無断で取引先の債務保証など判明、懲戒解雇
ニチレイは3月25日、傘下で冷凍食品やレトルト食品の製造・販売などを手掛けるニチレイフーズの中国子会社「日冷食品貿易(上海)有限公司」で、元従業員による不正行為が発覚したと発表した。
ニチレイによると、2024年3月、日冷食品貿易で董事長兼総経理(経営トップ)を務めていた元従業員が、無断で自らの会社を設立した疑いを把握。状況確認のための初期調査を行った結果、当該従業員が機関決定など適正な内部手続きを経ずに取引先の債務を保証したり、経費を流用したりしていたという。
その後、社外取締役を委員長とした調査委員会(外部専門家を含む)を設置し、24年12月~25年3月に事実関係解明のための調査を実施。同日、調査報告書を取締役会に提出した。

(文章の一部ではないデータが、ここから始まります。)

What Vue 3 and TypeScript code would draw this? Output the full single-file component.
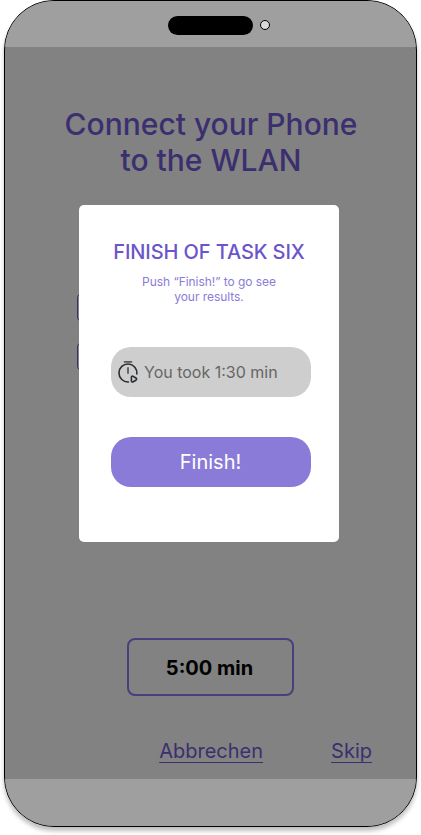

ニチレイは報告書によると不正行為による損失額は最大約9000万円に及ぶが、ニチレイグループの連結業績への影響は限定的と説明している。
ニチレイは「このような不正行為が発生したことを厳粛に受け止め、お客様、株主の皆様をはじめとするステークホルダーの皆様に、多大なご迷惑とご心配をおかけしますことを深くお詫び申し上げます」と謝罪した。今後、再発防止策を検討する。
調査報告書によると、当該従業員はニチレイフーズから中国子会社に出向。2020~24年に不正行為を働いていた。
自身の会社を設立して費用を日冷食品貿易から出させていたほか、日冷食品貿易の商標を別の会社が無償で使用できるよう無断で合意していたり、他の取引先に対して約4億円の資金を負担することを無断で合意し、ローン契約を結んだりしていた。
24年3月ごろに日冷食品貿易の従業員が問題を指摘、判明した。ニチレイフーズと日冷食品貿易は24年12月、元従業員を懲戒解雇した。